Last Saturday I was at Fredericksburg, VA. I stood on Marye's Heights and looked at the stone wall and the long slope leading up to it.
Union soldiers suffered casualties at a rate of one/second for two full days of daylight and came no where near the top of that ridge. General Burnside was simply too stubborn to see his blunder and sacrificed the lives of literally thousands of soldiers in order to avoid admitting his error. Did they all die for freedom? To protect the "American way of life?" No, like my friend Jim they died for nothing. Their lives thrown away.

The US Offensive in the Agronne Forest of France had nothing to do with the ending of WW I. It was simply an experiment by Pershing and Wilson to see how the US Army "would do." 180,000 American troops died in WW I. More than half in the Argonne. They weren't fighting for anybody's freedom. They died in a "war game" with live ammunition.

So the people responsible insist the deaths were necessary and noble and deserve our eternal gratitude. Their death breaks my heart like it does yours. I will feel less bad if there were some truth told about the circumstances.
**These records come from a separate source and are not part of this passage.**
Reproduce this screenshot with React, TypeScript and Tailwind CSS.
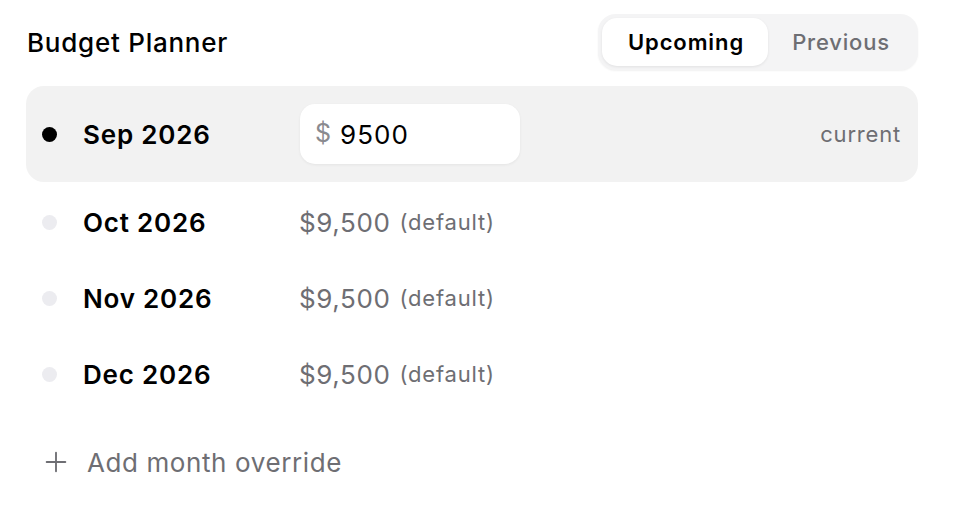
import { Plus } from "lucide-react";

const months = [
  { label: "Oct 2026", amount: "$9,500" },
  { label: "Nov 2026", amount: "$9,500" },
  { label: "Dec 2026", amount: "$9,500" },
];

export default function App() {
  return (
    <div className="min-h-screen bg-white font-['Inter',sans-serif] text-black">
      <div className="w-[892px] ml-[26px] pt-[13px]">
        <div className="flex items-center justify-between h-[58px]">
          <h1 className="text-[26px] font-medium tracking-[0.75px] pl-px">Budget Planner</h1>
          <div className="flex items-center p-[4px] rounded-[18px] bg-[#f4f4f5] shadow-[0_1px_2px_rgba(0,0,0,0.06)]">
            <button className="h-[48px] w-[166px] pl-[2px] rounded-[15px] bg-white text-[22px] font-[560] tracking-[0.9px] shadow-[0_1px_3px_rgba(0,0,0,0.08)]">
              Upcoming
            </button>
            <button className="h-[48px] w-[146px] text-[22px] font-medium tracking-[0.8px] text-[#6e6e73]">
              Previous
            </button>
          </div>
        </div>

        <div className="mt-[15px] flex items-center h-[96px] rounded-[18px] bg-[#f2f2f2] pl-4 pr-[17px]">
          <span className="w-[15px] h-[15px] rounded-full bg-black" />
          <span className="ml-[26px] w-[217px] text-[26px] font-[560] tracking-[0.8px]">Sep 2026</span>
          <div className="flex items-center w-[220px] h-[60px] rounded-[15px] bg-white px-[15px] shadow-[0_1px_3px_rgba(0,0,0,0.06)]">
            <span className="text-[25px] text-[#8a8a8f]">$</span>
            <span className="ml-[9px] text-[26px] tracking-[1px]">9500</span>
          </div>
          <span className="ml-auto text-[22px] tracking-[0.8px] text-[#6e6e73]">current</span>
        </div>

        <div className="mt-[2px]">
          {months.map((m) => (
            <div key={m.label} className="flex items-center h-[76px] pl-4">
              <span className="w-[15px] h-[15px] rounded-full bg-[#ececf0]" />
              <span className="ml-[26px] w-[216px] text-[26px] font-[560] tracking-[0.8px]">{m.label}</span>
              <span className="text-[26px] tracking-[0.6px] text-[#6e6e73]">{m.amount}</span>
              <span className="ml-[9px] text-[22px] tracking-[0.8px] text-[#6e6e73]">(default)</span>
            </div>
          ))}
        </div>

        <button className="mt-[14px] flex items-center h-[72px] pl-[14px] text-[#6e6e73]">
          <Plus className="w-[32px] h-[32px]" strokeWidth={1.4} />
          <span className="ml-[15px] text-[26px] tracking-[0.6px]">Add month override</span>
        </button>
      </div>
    </div>
  );
}
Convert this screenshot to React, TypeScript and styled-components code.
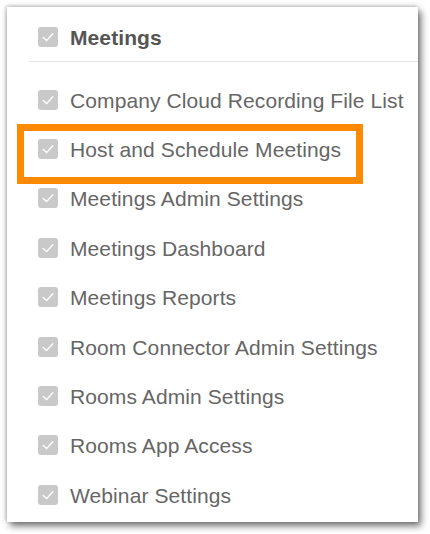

They didn't die "to make men holy" or "to make men free." They died because their lives were less important than the careers of politicians and generals who then didn't have the decency to accept responsibility.

We don't honor memory of dead soldiers by pretending they died in a noble cause. I would much rather see headstones that say "died because of President Nixon's ambition." "Died because of a tactical blunder." "Sacrificed on the altar of ambition." "Killed because nobody gave a damn."

There is something in telling the truth that really would honor the dead. Now, even in death, they just continue to be a pawn in their game.